Haydn and Mozart at the Queen Elizabeth Hall


It has been suggested that listening to Mozart makes you more intelligent (at least temporarily). I wonder what effect listening to Haydn has?: probably a feeling of well-being and an ordered world (a feeling in rather short supply at the moment). Haydn's musical self-confidence and geniality, coupled with a lively sense of humour, makes listening to any of his music a pleasurable experience.

As he wrote 104 symphonies, it's inevitable that a particular handful get most of the exposure: so it was useful to be able to hear three of the less well-known ones at yesterday evening's concert at the Queen Elizabeth Hall. The Orchestra of the Age of Enlightement, conducted by Edward Gardner, performed numbers 7, 64 and 90, in proper period style using original instruments (or modern copes of them) and in the first two works including the harpsichord continuo which modern performances avoid.

Number 7, 'Le Midi', was performed by the small orchestra Haydn originally expected - only three each of 1st and 2nd violins, for example - and is a lightweight but engaging piece which includes, unusually, a solo for the single double-bass. Haydn scrawled the phrase 'Tempora mutantur' (Times change) on the score of number 64, and this has become the work's title: here Haydn was able to use a full-sized orchestra and his symphonic style was more fully developed.

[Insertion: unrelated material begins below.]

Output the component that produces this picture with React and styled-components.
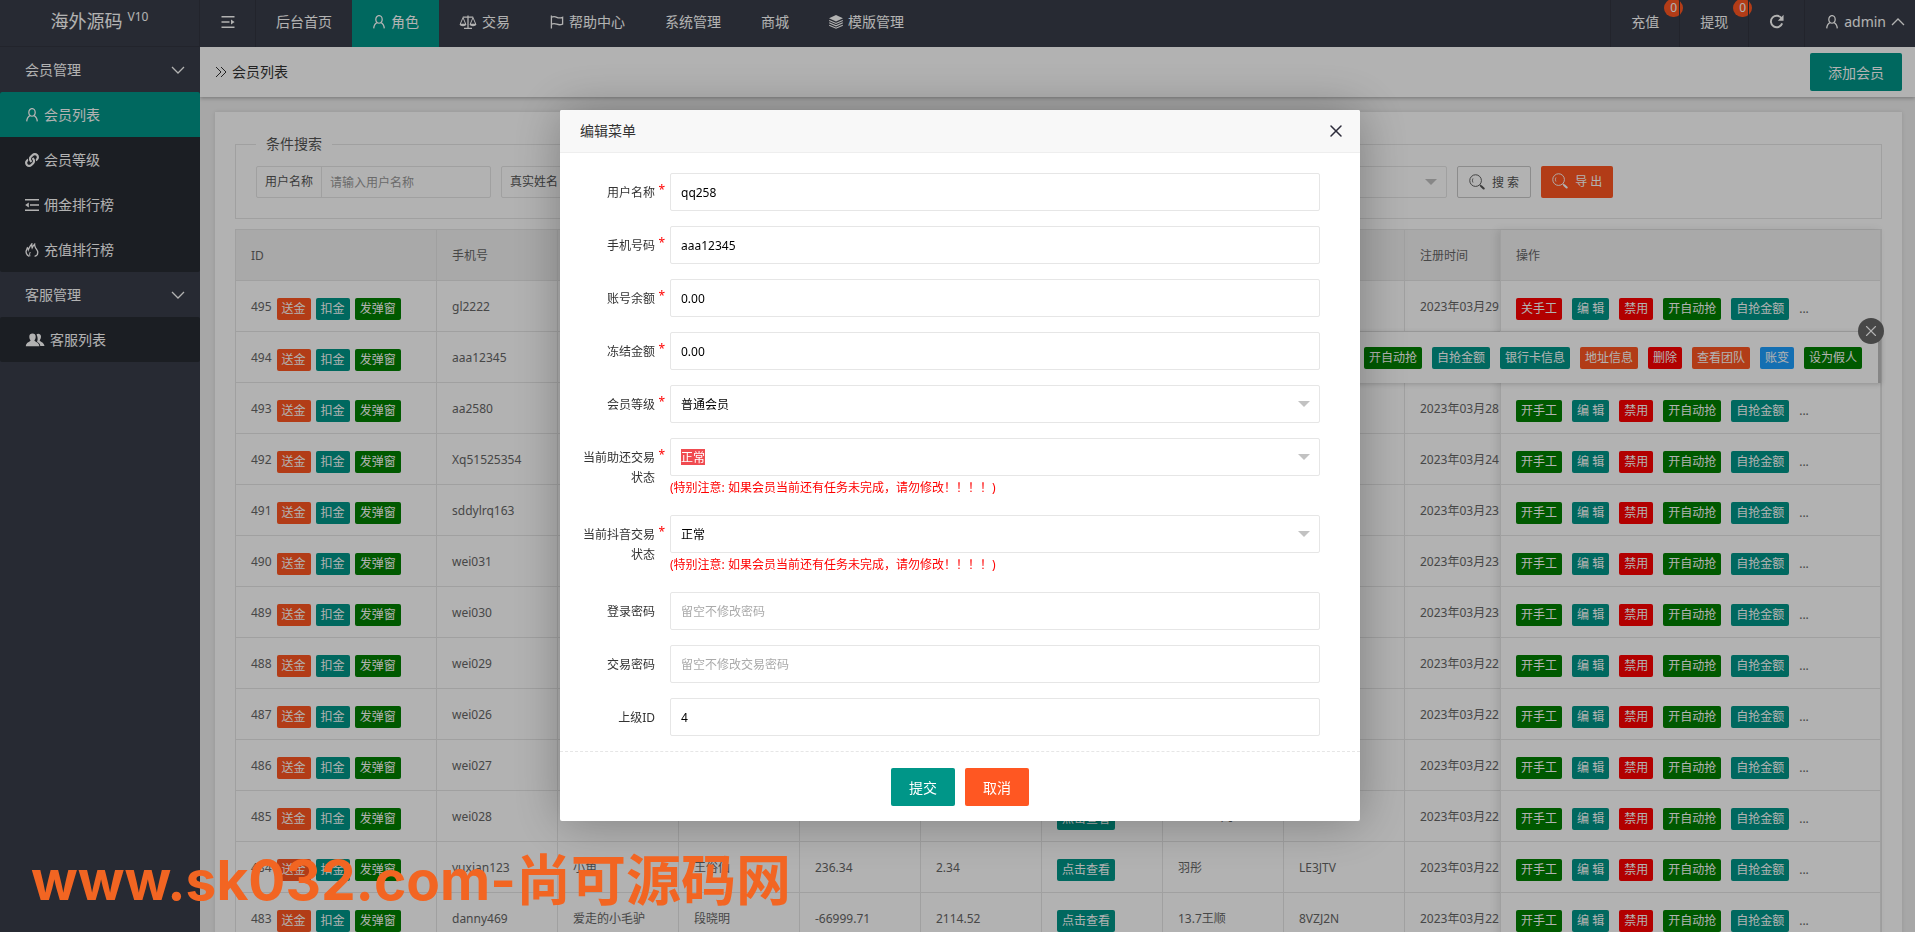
import React, { useState } from 'react';
import styled, { createGlobalStyle } from 'styled-components';
import { X } from 'lucide-react';
import { FaLink } from 'react-icons/fa';

const teal = '#009688';
const orange = '#ff5722';
const red = '#ff0000';
const green = '#008000';
const blue = '#1e9fff';

const GlobalStyle = createGlobalStyle`
  * {
    box-sizing: border-box;
  }

  body {
    margin: 0;
    overflow: hidden;
    font-family: 'Noto Sans', 'Noto Sans CJK SC', sans-serif;
    font-size: 14px;
    line-height: 24px;
    color: #333;
    background: #efefef;
  }

  a {
    color: inherit;
    text-decoration: none;
  }

  button,
  input,
  select {
    font-family: inherit;
    font-size: inherit;
  }
`;

const Page = styled.div`
  display: flex;
  flex-direction: column;
  height: 100vh;
`;

/* ---------- top bar ---------- */

const Header = styled.header`
  display: flex;
  flex: none;
  height: 47px;
  line-height: 43px;
  color: #fff;
  background: #393d49;
`;

const Logo = styled.a`
  display: flex;
  justify-content: center;
  gap: 5px;
  width: 200px;
  font-size: 18px;
  border-right: 1px solid #31343f;
  border-bottom: 1px solid #31343f;

  sup {
    font-size: 12px;
    line-height: 34px;
  }
`;

const Nav = styled.nav`
  display: flex;
  flex: 1;
`;

const NavLink = styled.a`
  display: flex;
  align-items: center;
  gap: 5px;
  height: 47px;
  padding: 0 20px 4px;
  background: ${({ $active }) => ($active ? teal : 'transparent')};
`;

const Toggle = styled.button`
  display: flex;
  align-items: center;
  justify-content: center;
  width: 56px;
  padding: 0 0 4px;
  color: #fff;
  background: none;
  border: 0;
  border-right: 1px solid #31343f;
`;

const ToolLink = styled.a`
  position: relative;
  display: flex;
  align-items: center;
  gap: 5px;
  padding: 0 20px 4px;
  border-left: 1px solid #31343f;
`;

const AdminLink = styled(ToolLink)`
  gap: 5px;
  padding-right: 10px;
`;

const Badge = styled.span`
  position: absolute;
  top: -1px;
  right: -4px;
  width: 19px;
  height: 18px;
  font-size: 12px;
  line-height: 18px;
  text-align: center;
  background: ${orange};
  border-radius: 9px;
`;

/* ---------- side menu ---------- */

const Body = styled.div`
  display: flex;
  flex: 1;
  min-height: 0;
`;

const Side = styled.aside`
  flex: none;
  width: 200px;
  color: #fff;
  background: #393d49;
`;

const SideGroup = styled.a`
  display: flex;
  align-items: center;
  justify-content: space-between;
  height: 45px;
  padding: 0 15px 0 25px;
`;

const SubMenu = styled.div`
  background: #282b33;
  border-radius: 2px;
  overflow: hidden;
`;

const SubLink = styled.a`
  display: flex;
  align-items: center;
  gap: 5px;
  height: 45px;
  padding-left: 25px;
  background: ${({ $active }) => ($active ? teal : 'transparent')};
`;

/* ---------- content ---------- */

const Content = styled.main`
  flex: 1;
  min-width: 0;
  overflow: hidden;
`;

const TitleBar = styled.div`
  position: relative;
  display: flex;
  align-items: center;
  gap: 5px;
  height: 50px;
  padding: 0 13px 0 15px;
  background: #fff;
  box-shadow: 0 1px 4px rgba(0, 0, 0, 0.3);
`;

const Title = styled.span`
  flex: 1;
`;

const Button = styled.button`
  height: 38px;
  padding: 0 18px;
  color: #fff;
  font-size: 14px;
  background: ${({ $color }) => $color || teal};
  border: 0;
  border-radius: 2px;
`;

const Card = styled.section`
  margin: 15px 13px 0 15px;
  padding: 20px;
  background: #fff;
  box-shadow: 0 0 4px rgba(0, 0, 0, 0.1);
`;

const Filter = styled.fieldset`
  display: flex;
  gap: 10px;
  margin: 0 0 10px;
  padding: 10px 20px 20px;
  font-size: 12px;
  border: 1px solid #e6e6e6;

  legend {
    padding: 0 10px;
    color: #555;
    font-size: 14px;
  }
`;

const Group = styled.label`
  display: flex;
  width: ${({ $width }) => $width || 235}px;
  height: 32px;
  color: #555;
  line-height: 30px;
  border: 1px solid #e6e6e6;
  border-radius: 2px;

  span {
    padding: 0 8px;
    border-right: 1px solid #e6e6e6;
  }

  input,
  select {
    flex: 1;
    min-width: 0;
    padding: 0 8px;
    border: 0;
    background-color: transparent;
  }

  input::placeholder {
    color: #999;
  }
`;

const FilterButton = styled.button`
  display: flex;
  align-items: center;
  gap: 7px;
  height: 32px;
  padding: 0 11px;
  color: #555;
  background: #fff;
  border: 1px solid #c9c9c9;
  border-radius: 2px;
`;

const ExportButton = styled(FilterButton)`
  padding-bottom: 3px;
  color: #fff;
  background: ${orange};
  border: 0;
`;

const arrow = `url("data:image/svg+xml,%3Csvg xmlns='http://www.w3.org/2000/svg' width='12' height='6'%3E%3Cpath d='M0 0h12L6 6z' fill='%23c2c2c2'/%3E%3C/svg%3E")`;

const Select = styled.select`
  appearance: none;
  background: ${arrow} no-repeat right 9px center;
`;

/* ---------- table ---------- */

const TableBox = styled.div`
  display: flex;
  color: #666;
  font-size: 12px;
  border: 1px solid #e6e6e6;
`;

const Scroller = styled.div`
  flex: 1;
  min-width: 0;
  overflow: hidden;
`;

const Fixed = styled.div`
  position: relative;
  flex: none;
  width: 381px;
  border-left: 1px solid #e6e6e6;
  box-shadow: -3px 0 8px rgba(0, 0, 0, 0.1);
`;

const Table = styled.table`
  width: ${({ $width }) => $width};
  table-layout: fixed;
  border-collapse: separate;
  border-spacing: 0;

  th,
  td {
    height: 51px;
    padding: 2px 15px 0;
    font-weight: normal;
    line-height: 28px;
    text-align: left;
    white-space: nowrap;
    border-right: 1px solid #e6e6e6;
    border-bottom: 1px solid #e6e6e6;
  }

  th {
    background: #f2f2f2;
  }
`;

const Pills = styled.span`
  display: inline-flex;
  align-items: center;
  gap: ${({ $gap }) => $gap || 10}px;
  height: 22px;
  padding-top: 2px;
  margin-left: ${({ $inset }) => $inset || 0}px;
  vertical-align: middle;
`;

const Pill = styled.button`
  height: 22px;
  padding: 0 5px;
  color: #fff;
  font-size: 12px;
  line-height: 22px;
  white-space: nowrap;
  background: ${({ $color }) => $color};
  border: 0;
  border-radius: 2px;
`;

const RowTip = styled.div`
  position: absolute;
  z-index: 2;
  top: 102px;
  right: 0;
  display: flex;
  align-items: center;
  gap: 10px;
  height: 51px;
  padding: 0 16px 0 15px;
  background: #fff;
  border-right: 3px solid #c1c1c1;
  box-shadow: 0 1px 5px rgba(0, 0, 0, 0.2);
`;

const TipClose = styled.button`
  position: absolute;
  top: -14px;
  right: -6px;
  display: flex;
  align-items: center;
  justify-content: center;
  width: 26px;
  height: 26px;
  padding: 0;
  color: #fff;
  background: #666;
  border: 0;
  border-radius: 50%;
`;

/* ---------- dialog ---------- */

const Shade = styled.div`
  position: fixed;
  inset: 0;
  z-index: 10;
  display: flex;
  align-items: center;
  justify-content: center;
  padding: 0 0 2px 5px;
  background: rgba(0, 0, 0, 0.3);
`;

const Dialog = styled.form`
  width: 800px;
  max-width: 100%;
  font-size: 12px;
  background: #fff;
  border-radius: 2px;
  box-shadow: 1px 1px 50px rgba(0, 0, 0, 0.3);
`;

const DialogHead = styled.div`
  display: flex;
  align-items: center;
  justify-content: space-between;
  height: 43px;
  padding: 0 14px 0 20px;
  font-size: 14px;
  background: #f8f8f8;
  border-bottom: 1px solid #eee;
  border-radius: 2px 2px 0 0;
`;

const CloseButton = styled.button`
  display: flex;
  padding: 0;
  color: #2d2c3b;
  background: none;
  border: 0;
`;

const Fields = styled.div`
  display: flex;
  flex-direction: column;
  gap: 15px;
  padding: 20px 40px 15px 0;
`;

const Field = styled.div`
  display: flex;
  align-items: flex-start;
`;

const FieldLabel = styled.label`
  position: relative;
  width: 110px;
  padding: 10px 15px 0;
  line-height: 20px;
  text-align: right;

  &::after {
    content: ${({ $required }) => ($required ? "'*'" : 'none')};
    position: absolute;
    top: 7px;
    right: 5px;
    color: ${red};
  }
`;

const Control = styled.div`
  flex: 1;

  input,
  select {
    display: block;
    width: 100%;
    height: 38px;
    padding: 1px 10px 0;
    color: #000;
    border: 1px solid #e6e6e6;
    border-radius: 2px;
  }

  input::placeholder {
    color: #aaa;
  }
`;

/* the chosen value of a focused drop-down is drawn as selected text */
const MarkedSelect = styled(Select)`
  && {
    color: #fff;
    background: ${arrow} no-repeat right 9px center,
      linear-gradient(#f04b50, #f04b50) no-repeat 10px center / 24px 16px;
  }
`;

const Help = styled.p`
  margin: 0;
  color: ${red};
  line-height: 24px;
`;

const DialogFoot = styled.div`
  display: flex;
  justify-content: center;
  gap: 10px;
  padding: 16px 0 15px;
  border-top: 1px dashed #e6e6e6;
`;

const Watermark = styled.div`
  position: fixed;
  z-index: 20;
  bottom: 12px;
  left: 31px;
  color: #f26522;
  font-family: Inter, 'Noto Sans CJK SC', sans-serif;
  font-size: 55px;
  font-weight: 700;
  line-height: 80px;
  white-space: nowrap;
  pointer-events: none;
`;

/* ---------- icons ---------- */

const Icon = ({ w = 14, h = 14, box = '0 0 14 14', children }) => (
  <svg width={w} height={h} viewBox={box} fill="none" stroke="currentColor" strokeWidth="1.3" aria-hidden="true">
    {children}
  </svg>
);

const UserIcon = () => (
  <Icon>
    <ellipse cx="7" cy="4.4" rx="3.2" ry="3.8" />
    <path d="M5 7.6C3 8.6 1.9 10.6 1.7 13.4M9 7.6c2 1 3.1 3 3.3 5.8" />
  </Icon>
);

const ScaleIcon = () => (
  <Icon w={18} box="0 0 18 14">
    <path d="M9 .4v12.6M5 13.3h8M3.8 2.2h10.4" />
    <path d="M4 2.6 1.2 9.2h5.6zM14 2.6l-2.8 6.6h5.6z" strokeWidth="1" />
    <path d="M.6 9h6.800c-.4 3-6.400 3-6.800 0zM10.600 9h6.800c-.4 3-6.400 3-6.800 0z" fill="currentColor" stroke="none" />
  </Icon>
);

const FlagIcon = () => (
  <Icon>
    <path d="M1.400.6v12.800M1.400 2.200c2-.9 3.800-.7 5.400.1s3.400.9 5.800 0v6.800c-2.200.9-4 .8-5.800.1s-3.400-.9-5.400 0" />
  </Icon>
);

const LayersIcon = () => (
  <Icon>
    <path d="M7 0 14 3.200 7 6.400 0 3.200z" fill="currentColor" stroke="none" />
    <path d="M.2 5.400 7 8.400l6.800-3M.2 7.800 7 10.800l6.800-3M.2 10.200 7 13.200l6.800-3" strokeWidth="1.100" />
  </Icon>
);

const MenuIcon = () => (
  <Icon>
    <path d="M.5 1.800h13M.5 7h8M.5 12.200h13" strokeWidth="1.600" />
    <path d="M13.600 7 10 4.400v5.200z" fill="currentColor" stroke="none" />
  </Icon>
);

const OutdentIcon = () => (
  <Icon>
    <path d="M0 1.800h14M5 7h9M0 12.200h14" strokeWidth="1.600" />
    <path d="M.2 7 3.800 4.400v5.200z" fill="currentColor" stroke="none" />
  </Icon>
);

const FireIcon = () => (
  <Icon>
    <path d="M4.400 13.300C1.600 12.200.9 10.200 1.100 8.400c.2-1.400.9-2.300 1.300-3.600.6.5.9 1.100 1 1.900C4.200 5 4.800 3.200 6.800.9c-.1 1.700-.1 2.700.3 4C7.700 3.500 8.200 2.500 9.600 1.200c0 1.500.3 2.500 1 3.700.9 1.400 2.200 2.600 2.200 4.500 0 2-1.300 3.500-3.200 3.900" />
    <path d="M5 13.200c-.6-1.600-.4-2.800.3-4.200" strokeWidth="1" />
  </Icon>
);

const UsersIcon = () => (
  <Icon w={20} box="0 0 20 14">
    <path d="M11.500 1.400c1-1.200 4.500-1 4.500 2.100 0 1.800-.7 2.900-1.300 3.700 0 1.600 4.300 1.700 4.800 5.800h-4.200c-.4-2.600-1.800-3.400-3.300-4.200.6-1.200 1.300-3.600-.5-7.400z" fill="currentColor" stroke="none" />
    <path d="M7.500.6c2 0 3.200 1.200 3.200 3.100 0 1.700-.7 2.900-1.300 3.600 0 1.800 4.700 1.500 5 5.900H.8c.3-4.400 4.800-4.100 4.800-5.900-.6-.7-1.300-1.900-1.300-3.600C4.300 1.800 5.500.6 7.500.6z" fill="currentColor" stroke="none" />
  </Icon>
);

const RefreshIcon = () => (
  <Icon w={15} h={15}>
    <path d="M11.800 4.200A5.400 5.400 0 1 0 12.300 8.800" strokeWidth="1.800" />
    <path d="M13.600.8v5.400H8.200z" fill="currentColor" stroke="none" />
  </Icon>
);

const SearchIcon = () => (
  <Icon w={16} h={16} box="0 0 17 17">
    <circle cx="7" cy="7" r="6.200" strokeWidth="1" />
    <path d="M4.200 4.800c-.7 1.300-.7 2.900 0 4.200" strokeWidth="1" />
    <path d="m11.600 11.600 1 1" />
    <path d="m13 13 2.600 2.400" strokeWidth="2.200" strokeLinecap="round" />
  </Icon>
);

const DownIcon = () => (
  <Icon h={8} box="0 0 14 8">
    <path d="m1 1 6 6 6-6" />
  </Icon>
);

const UpIcon = () => (
  <Icon h={8} box="0 0 14 8">
    <path d="m1 7 6-6 6 6" />
  </Icon>
);

const ForwardIcon = () => (
  <Icon w={12} h={12} box="0 0 12 12">
    <path d="m1 1 5 5-5 5M6 1l5 5-5 5" strokeWidth="1" />
  </Icon>
);

/* ---------- data ---------- */

const navItems = [
  { text: '后台首页' },
  { text: '角色', icon: <UserIcon />, active: true },
  { text: '交易', icon: <ScaleIcon /> },
  { text: '帮助中心', icon: <FlagIcon /> },
  { text: '系统管理' },
  { text: '商城' },
  { text: '模版管理', icon: <LayersIcon /> },
];

const menu = [
  {
    title: '会员管理',
    items: [
      { text: '会员列表', icon: <UserIcon />, active: true },
      { text: '会员等级', icon: <FaLink size={14} /> },
      { text: '佣金排行榜', icon: <OutdentIcon /> },
      { text: '充值排行榜', icon: <FireIcon /> },
    ],
  },
  { title: '客服管理', items: [{ text: '客服列表', icon: <UsersIcon /> }] },
];

const columns = ['ID', '手机号', '', '', '', '', '', '', '', '注册时间'];

const members = [
  { id: 495, phone: 'gl2222', day: 29, manual: true },
  { id: 494, phone: 'aaa12345', day: 28 },
  { id: 493, phone: 'aa2580', day: 28 },
  { id: 492, phone: 'Xq51525354', day: 24 },
  { id: 491, phone: 'sddylrq163', day: 23 },
  { id: 490, phone: 'wei031', day: 23 },
  { id: 489, phone: 'wei030', day: 23 },
  { id: 488, phone: 'wei029', day: 22 },
  { id: 487, phone: 'wei026', day: 22 },
  { id: 486, phone: 'wei027', day: 22 },
  { id: 485, phone: 'wei028', day: 22, parent: '13.17王凡' },
  { id: 484, phone: 'yuxian123', day: 22, nick: '小角', name: '王俗仙', balance: '236.34', frozen: '2.34', parent: '羽彤', code: 'LE3JTV' },
  { id: 483, phone: 'danny469', day: 22, nick: '爱走的小毛驴', name: '段晓明', balance: '-66999.71', frozen: '2114.52', parent: '13.7王顺', code: '8VZJ2N' },
];

const tipActions = [
  ['开自动抢', green],
  ['自抢金额', teal],
  ['银行卡信息', teal],
  ['地址信息', orange],
  ['删除', red],
  ['查看团队', orange],
  ['账变', blue],
  ['设为假人', green],
];

const warning = '(特别注意: 如果会员当前还有任务未完成，请勿修改！！！！)';

const fields = [
  { name: 'user', label: '用户名称', required: true, value: 'qq258' },
  { name: 'phone', label: '手机号码', required: true, value: 'aaa12345' },
  { name: 'balance', label: '账号余额', required: true, value: '0.00' },
  { name: 'frozen', label: '冻结金额', required: true, value: '0.00' },
  { name: 'level', label: '会员等级', required: true, options: ['普通会员'] },
  { name: 'helpState', label: '当前助还交易状态', required: true, options: ['正常'], marked: true, help: warning },
  { name: 'douyinState', label: '当前抖音交易状态', required: true, options: ['正常'], help: warning },
  { name: 'password', label: '登录密码', placeholder: '留空不修改密码' },
  { name: 'payPassword', label: '交易密码', placeholder: '留空不修改交易密码' },
  { name: 'parentId', label: '上级ID', value: '4' },
];

/* ---------- parts ---------- */

const TopBar = () => (
  <Header>
    <Logo href="#">
      海外源码<sup>V10</sup>
    </Logo>
    <Nav>
      <Toggle type="button" aria-label="收起菜单">
        <MenuIcon />
      </Toggle>
      {navItems.map((item) => (
        <NavLink key={item.text} href="#" $active={item.active}>
          {item.icon}
          {item.text}
        </NavLink>
      ))}
    </Nav>
    <ToolLink href="#">
      充值<Badge>0</Badge>
    </ToolLink>
    <ToolLink href="#">
      提现<Badge>0</Badge>
    </ToolLink>
    <ToolLink href="#" aria-label="刷新">
      <RefreshIcon />
    </ToolLink>
    <AdminLink href="#">
      <UserIcon />
      admin
      <UpIcon />
    </AdminLink>
  </Header>
);

const SideMenu = () => (
  <Side>
    {menu.map((group) => (
      <nav key={group.title}>
        <SideGroup href="#">
          {group.title}
          <DownIcon />
        </SideGroup>
        <SubMenu>
          {group.items.map((item) => (
            <SubLink key={item.text} href="#" $active={item.active}>
              {item.icon}
              {item.text}
            </SubLink>
          ))}
        </SubMenu>
      </nav>
    ))}
  </Side>
);

const SearchForm = () => (
  <Filter>
    <legend>条件搜索</legend>
    <Group>
      <span>用户名称</span>
      <input placeholder="请输入用户名称" />
    </Group>
    <Group>
      <span>真实姓名</span>
      <input />
    </Group>
    <Group>
      <input aria-label="手机号" />
    </Group>
    <Group>
      <input aria-label="注册时间" />
    </Group>
    <Group $width={211}>
      <Select aria-label="会员等级" />
    </Group>
    <FilterButton type="button">
      <SearchIcon />搜 索
    </FilterButton>
    <ExportButton type="button">
      <SearchIcon />导 出
    </ExportButton>
  </Filter>
);

const MemberTable = () => {
  const [tipOpen, setTipOpen] = useState(true);

  return (
    <TableBox>
      <Scroller>
        <Table $width="1290px">
          <colgroup>
            <col width="201" />
            {columns.slice(1).map((_, i) => (
              <col key={i} width="121" />
            ))}
          </colgroup>
          <thead>
            <tr>
              {columns.map((text, i) => (
                <th key={i}>{text}</th>
              ))}
            </tr>
          </thead>
          <tbody>
            {members.map((m) => (
              <tr key={m.id}>
                <td>
                  {m.id}
                  <Pills $gap={5} $inset={5}>
                    <Pill $color={orange}>送金</Pill>
                    <Pill $color={teal}>扣金</Pill>
                    <Pill $color={green}>发弹窗</Pill>
                  </Pills>
                </td>
                <td>{m.phone}</td>
                <td>{m.nick}</td>
                <td>{m.name}</td>
                <td>{m.balance}</td>
                <td>{m.frozen}</td>
                <td>
                  <Pills>
                    <Pill $color={teal}>点击查看</Pill>
                  </Pills>
                </td>
                <td>{m.parent}</td>
                <td>{m.code}</td>
                <td>2023年03月{m.day}</td>
              </tr>
            ))}
          </tbody>
        </Table>
      </Scroller>
      <Fixed>
        <Table $width="100%">
          <thead>
            <tr>
              <th>操作</th>
            </tr>
          </thead>
          <tbody>
            {members.map((m) => (
              <tr key={m.id}>
                <td>
                  <Pills>
                    <Pill $color={m.manual ? red : green}>{m.manual ? '关手工' : '开手工'}</Pill>
                    <Pill $color={teal}>编 辑</Pill>
                    <Pill $color={red}>禁用</Pill>
                    <Pill $color={green}>开自动抢</Pill>
                    <Pill $color={teal}>自抢金额</Pill>
                    <span>...</span>
                  </Pills>
                </td>
              </tr>
            ))}
          </tbody>
        </Table>
        {tipOpen && (
          <RowTip>
            {tipActions.map(([text, color]) => (
              <Pill key={text} $color={color}>
                {text}
              </Pill>
            ))}
            <TipClose type="button" aria-label="收起" onClick={() => setTipOpen(false)}>
              <X size={18} strokeWidth={1.5} />
            </TipClose>
          </RowTip>
        )}
      </Fixed>
    </TableBox>
  );
};

const FieldControl = ({ field }) => {
  if (field.options) {
    const Box = field.marked ? MarkedSelect : Select;
    return (
      <Box id={field.name}>
        {field.options.map((option) => (
          <option key={option}>{option}</option>
        ))}
      </Box>
    );
  }
  return <input id={field.name} type="text" defaultValue={field.value} placeholder={field.placeholder} />;
};

const EditDialog = ({ onClose }) => (
  <Shade>
    <Dialog onSubmit={(e) => e.preventDefault()}>
      <DialogHead>
        编辑菜单
        <CloseButton type="button" aria-label="关闭" onClick={onClose}>
          <X size={20} strokeWidth={1.8} />
        </CloseButton>
      </DialogHead>
      <Fields>
        {fields.map((field) => (
          <Field key={field.name}>
            <FieldLabel htmlFor={field.name} $required={field.required}>
              {field.label}
            </FieldLabel>
            <Control>
              <FieldControl field={field} />
              {field.help && <Help>{field.help}</Help>}
            </Control>
          </Field>
        ))}
      </Fields>
      <DialogFoot>
        <Button type="submit">提交</Button>
        <Button type="button" $color={orange} onClick={onClose}>
          取消
        </Button>
      </DialogFoot>
    </Dialog>
  </Shade>
);

const App = () => {
  const [editing, setEditing] = useState(true);

  return (
    <>
      <GlobalStyle />
      <Page>
        <TopBar />
        <Body>
          <SideMenu />
          <Content>
            <TitleBar>
              <ForwardIcon />
              <Title>会员列表</Title>
              <Button type="button">添加会员</Button>
            </TitleBar>
            <Card>
              <SearchForm />
              <MemberTable />
            </Card>
          </Content>
        </Body>
      </Page>
      {editing && <EditDialog onClose={() => setEditing(false)} />}
      <Watermark>www.sk032.com-尚可源码网</Watermark>
    </>
  );
};

export default App;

Number 90 was composed shortly before his very successful period in England, and shows him in the full confidence of his composing powers: a more complex construction and a distinct wit - including a false ending intended to catch the audience out (it worked). In all three the use of the period instruments and techniques gave the works the spring and liveliness which many modern performances tend to mute.

The other work, which began the second half, was Mozart's 2nd flute concerto, performed by orchestra member Lisa Beznosiuk on a period flute - wood instead of metal, and without the complex array of keys on a modern flute: the tone is gentler than a modern flute, with something of the sound of a recorder. The concerto makes considerable demands on what must be a more difficult instrument to play than the modern version, and Ms. Beznosiuk gave a skilled and involving performance.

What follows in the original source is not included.